The task:
Word for word, copy all the data and drop the pictures.

[begin Provided data]

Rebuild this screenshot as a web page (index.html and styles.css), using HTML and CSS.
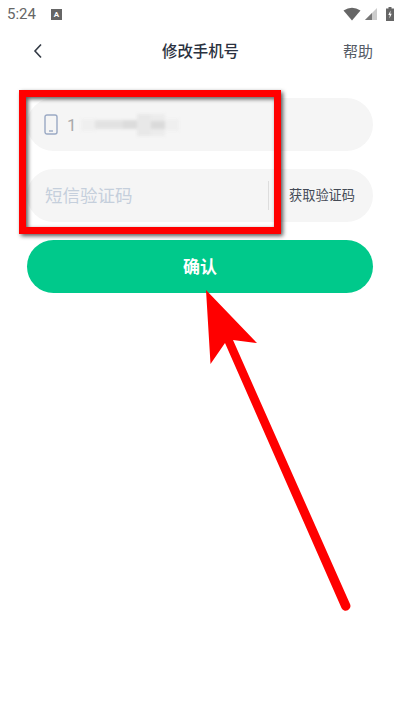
FILE: index.html
```html
<!DOCTYPE html>
<html lang="zh-CN">
<head>
  <meta charset="UTF-8" />
  <meta name="viewport" content="width=device-width, initial-scale=1.0" />
  <title>修改手机号</title>
  <link rel="stylesheet" href="styles.css">
</head>
<body>
  <div class="status-bar">
    <span class="time">5:24</span>
    <span class="notice">A</span>
    <span class="status-icons">
      <svg width="18" height="14" viewBox="0 0 18 14"><path d="M0.5 3.5 Q9 -2 17.5 3.500 L9 13.500 Z" fill="#666"/></svg>
      <svg width="14" height="14" viewBox="0 0 14 14"><path d="M13 1 V13 H1 Z" fill="#ccc"/><path d="M8 6 V13 H1 Z" fill="#777"/></svg>
      <svg class="battery" width="8" height="14" viewBox="0 0 8 14"><path d="M2.500 0 H5.500 V1.500 H8 V14 H0 V1.500 H2.500 Z" fill="#666"/><path d="M4.600 3.500 L2.300 8 H3.800 L3.400 11.500 L5.700 6.800 H4.200 Z" fill="#fff"/></svg>
    </span>
  </div>

  <header class="nav">
    <svg class="back" width="10" height="16" viewBox="0 0 10 16"><path d="M8 1.500 L2 8 L8 14.500" fill="none" stroke="#333a45" stroke-width="1.600"/></svg>
    <h1>修改手机号</h1>
    <span class="help">帮助</span>
  </header>

  <main class="form">
    <div class="field">
      <svg class="phone" width="14" height="21" viewBox="0 0 14 21"><rect x="1" y="1" width="12" height="19" rx="2" fill="none" stroke="#9aa9c4" stroke-width="1.400"/><path d="M5 17 H9" stroke="#9aa9c4" stroke-width="1.400"/></svg>
      <span class="number">1</span>
      <span class="mosaic">
        <i class="m1"></i><i class="m2"></i><i class="m2"></i><i class="m3"></i><i class="m4"></i><i class="m5"></i><i class="m1"></i>
      </span>
    </div>
    <div class="field">
      <span class="placeholder">短信验证码</span>
      <span class="divider"></span>
      <span class="get-code">获取验证码</span>
    </div>
    <button class="confirm">确认</button>
  </main>

  <!-- red marks drawn on top of the screenshot -->
  <svg class="marks" width="400" height="711" viewBox="0 0 400 711">
    <defs>
      <filter id="shadow" x="-10%" y="-10%" width="120%" height="120%">
        <feDropShadow dx="2" dy="2" stdDeviation="2" flood-color="#000" flood-opacity="0.65"/>
      </filter>
    </defs>
    <rect x="22.500" y="93.500" width="255" height="137" fill="none" stroke="#f00" stroke-width="7" filter="url(#shadow)"/>
    <path d="M206 290 L257 343 L233 340 L350 604 A4.600 4.600 0 0 1 341.500 608 L225 343 L210.500 364 Z" fill="#f00"/>
  </svg>
</body>
</html>
```

FILE: styles.css
```css
* {
  box-sizing: border-box;
}

body {
  margin: 0;
  width: 400px;
  height: 711px;
  position: relative;
  overflow: hidden;
  background: #fff;
  font-family: 'Noto Sans CJK SC', 'Noto Sans', sans-serif;
}

.status-bar {
  height: 28px;
  padding: 0 6px 0 7px;
  display: flex;
  align-items: center;
  color: #666;
}

.time {
  font-family: Roboto, sans-serif;
  font-size: 15px;
}

.notice {
  width: 11px;
  height: 11px;
  margin-left: 15px;
  background: #666;
  color: #fff;
  font-family: Roboto, sans-serif;
  font-size: 8px;
  font-weight: 700;
  line-height: 11px;
  text-align: center;
}

.status-icons {
  margin-left: auto;
  display: flex;
  align-items: center;
  gap: 3px;
}

.battery {
  margin-left: 5px;
}

.nav {
  height: 46px;
  padding: 0 27px 2px 33px;
  display: flex;
  align-items: center;
  justify-content: space-between;
}

.nav .back {
  margin-top: 2px;
}

.nav h1 {
  margin: 0 0 0 15px;
  font-size: 15.400px;
  font-weight: 500;
  color: #2b3240;
}

.help {
  font-size: 15px;
  color: #555b66;
}

.form {
  padding: 24px 27px 0;
  display: flex;
  flex-direction: column;
  gap: 18px;
}

.field {
  height: 53px;
  padding: 0 18px 2px;
  display: flex;
  align-items: center;
  background: #f5f5f5;
  border-radius: 27px;
}

.phone {
  margin: 2px 0 0 -1px;
}

.number {
  margin: 2px 0 0 9px;
  font-family: Roboto, sans-serif;
  font-size: 17px;
  color: #aaa;
}

.mosaic {
  margin: 2px 0 0 4px;
  display: flex;
  align-items: center;
  filter: blur(1.500px);
}

.mosaic i {
  display: block;
  width: 14px;
}

.m1 { height: 12px; background: #efefef; }
.m2 { height: 9px; background: #e2e2e2; }
.m3 { height: 9px; background: #dcdcdc; }
.m4 { height: 22px; background: #e8e8e8; }
.m5 { height: 22px; background: linear-gradient(#ececec 30%, #dadada 30%, #dadada 70%, #ececec 70%); }

.placeholder {
  font-size: 17.500px;
  color: #c5cfdc;
}

.divider {
  width: 1px;
  height: 29px;
  margin: 2px 0 0 auto;
  background: #ddd;
}

.get-code {
  margin: 0 0 0 20px;
  font-size: 13.200px;
  color: #444a55;
}

.confirm {
  height: 53px;
  padding: 0 0 2px;
  border: none;
  border-radius: 27px;
  background: #00c98b;
  color: #fff;
  font-family: inherit;
  font-size: 17px;
  font-weight: 700;
}

.marks {
  position: absolute;
  left: 0;
  top: 0;
}
```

[end Provided data]

Result for this task:
Rebuild this screenshot as a web page (index.html and styles.css), using HTML and CSS.
FILE: index.html
```html
<!DOCTYPE html>
<html lang="zh-CN">
<head>
  <meta charset="UTF-8" />
  <meta name="viewport" content="width=device-width, initial-scale=1.0" />
  <title>修改手机号</title>
  <link rel="stylesheet" href="styles.css">
</head>
<body>
  <div class="status-bar">
    <span class="time">5:24</span>
    <span class="notice">A</span>
    <span class="status-icons">
      <svg width="18" height="14" viewBox="0 0 18 14"><path d="M0.5 3.5 Q9 -2 17.5 3.500 L9 13.500 Z" fill="#666"/></svg>
      <svg width="14" height="14" viewBox="0 0 14 14"><path d="M13 1 V13 H1 Z" fill="#ccc"/><path d="M8 6 V13 H1 Z" fill="#777"/></svg>
      <svg class="battery" width="8" height="14" viewBox="0 0 8 14"><path d="M2.500 0 H5.500 V1.500 H8 V14 H0 V1.500 H2.500 Z" fill="#666"/><path d="M4.600 3.500 L2.300 8 H3.800 L3.400 11.500 L5.700 6.800 H4.200 Z" fill="#fff"/></svg>
    </span>
  </div>

  <header class="nav">
    <svg class="back" width="10" height="16" viewBox="0 0 10 16"><path d="M8 1.500 L2 8 L8 14.500" fill="none" stroke="#333a45" stroke-width="1.600"/></svg>
    <h1>修改手机号</h1>
    <span class="help">帮助</span>
  </header>

  <main class="form">
    <div class="field">
      <svg class="phone" width="14" height="21" viewBox="0 0 14 21"><rect x="1" y="1" width="12" height="19" rx="2" fill="none" stroke="#9aa9c4" stroke-width="1.400"/><path d="M5 17 H9" stroke="#9aa9c4" stroke-width="1.400"/></svg>
      <span class="number">1</span>
      <span class="mosaic">
        <i class="m1"></i><i class="m2"></i><i class="m2"></i><i class="m3"></i><i class="m4"></i><i class="m5"></i><i class="m1"></i>
      </span>
    </div>
    <div class="field">
      <span class="placeholder">短信验证码</span>
      <span class="divider"></span>
      <span class="get-code">获取验证码</span>
    </div>
    <button class="confirm">确认</button>
  </main>

  <!-- red marks drawn on top of the screenshot -->
  <svg class="marks" width="400" height="711" viewBox="0 0 400 711">
    <defs>
      <filter id="shadow" x="-10%" y="-10%" width="120%" height="120%">
        <feDropShadow dx="2" dy="2" stdDeviation="2" flood-color="#000" flood-opacity="0.65"/>
      </filter>
    </defs>
    <rect x="22.500" y="93.500" width="255" height="137" fill="none" stroke="#f00" stroke-width="7" filter="url(#shadow)"/>
    <path d="M206 290 L257 343 L233 340 L350 604 A4.600 4.600 0 0 1 341.500 608 L225 343 L210.500 364 Z" fill="#f00"/>
  </svg>
</body>
</html>
```

FILE: styles.css
```css
* {
  box-sizing: border-box;
}

body {
  margin: 0;
  width: 400px;
  height: 711px;
  position: relative;
  overflow: hidden;
  background: #fff;
  font-family: 'Noto Sans CJK SC', 'Noto Sans', sans-serif;
}

.status-bar {
  height: 28px;
  padding: 0 6px 0 7px;
  display: flex;
  align-items: center;
  color: #666;
}

.time {
  font-family: Roboto, sans-serif;
  font-size: 15px;
}

.notice {
  width: 11px;
  height: 11px;
  margin-left: 15px;
  background: #666;
  color: #fff;
  font-family: Roboto, sans-serif;
  font-size: 8px;
  font-weight: 700;
  line-height: 11px;
  text-align: center;
}

.status-icons {
  margin-left: auto;
  display: flex;
  align-items: center;
  gap: 3px;
}

.battery {
  margin-left: 5px;
}

.nav {
  height: 46px;
  padding: 0 27px 2px 33px;
  display: flex;
  align-items: center;
  justify-content: space-between;
}

.nav .back {
  margin-top: 2px;
}

.nav h1 {
  margin: 0 0 0 15px;
  font-size: 15.400px;
  font-weight: 500;
  color: #2b3240;
}

.help {
  font-size: 15px;
  color: #555b66;
}

.form {
  padding: 24px 27px 0;
  display: flex;
  flex-direction: column;
  gap: 18px;
}

.field {
  height: 53px;
  padding: 0 18px 2px;
  display: flex;
  align-items: center;
  background: #f5f5f5;
  border-radius: 27px;
}

.phone {
  margin: 2px 0 0 -1px;
}

.number {
  margin: 2px 0 0 9px;
  font-family: Roboto, sans-serif;
  font-size: 17px;
  color: #aaa;
}

.mosaic {
  margin: 2px 0 0 4px;
  display: flex;
  align-items: center;
  filter: blur(1.500px);
}

.mosaic i {
  display: block;
  width: 14px;
}

.m1 { height: 12px; background: #efefef; }
.m2 { height: 9px; background: #e2e2e2; }
.m3 { height: 9px; background: #dcdcdc; }
.m4 { height: 22px; background: #e8e8e8; }
.m5 { height: 22px; background: linear-gradient(#ececec 30%, #dadada 30%, #dadada 70%, #ececec 70%); }

.placeholder {
  font-size: 17.500px;
  color: #c5cfdc;
}

.divider {
  width: 1px;
  height: 29px;
  margin: 2px 0 0 auto;
  background: #ddd;
}

.get-code {
  margin: 0 0 0 20px;
  font-size: 13.200px;
  color: #444a55;
}

.confirm {
  height: 53px;
  padding: 0 0 2px;
  border: none;
  border-radius: 27px;
  background: #00c98b;
  color: #fff;
  font-family: inherit;
  font-size: 17px;
  font-weight: 700;
}

.marks {
  position: absolute;
  left: 0;
  top: 0;
}
```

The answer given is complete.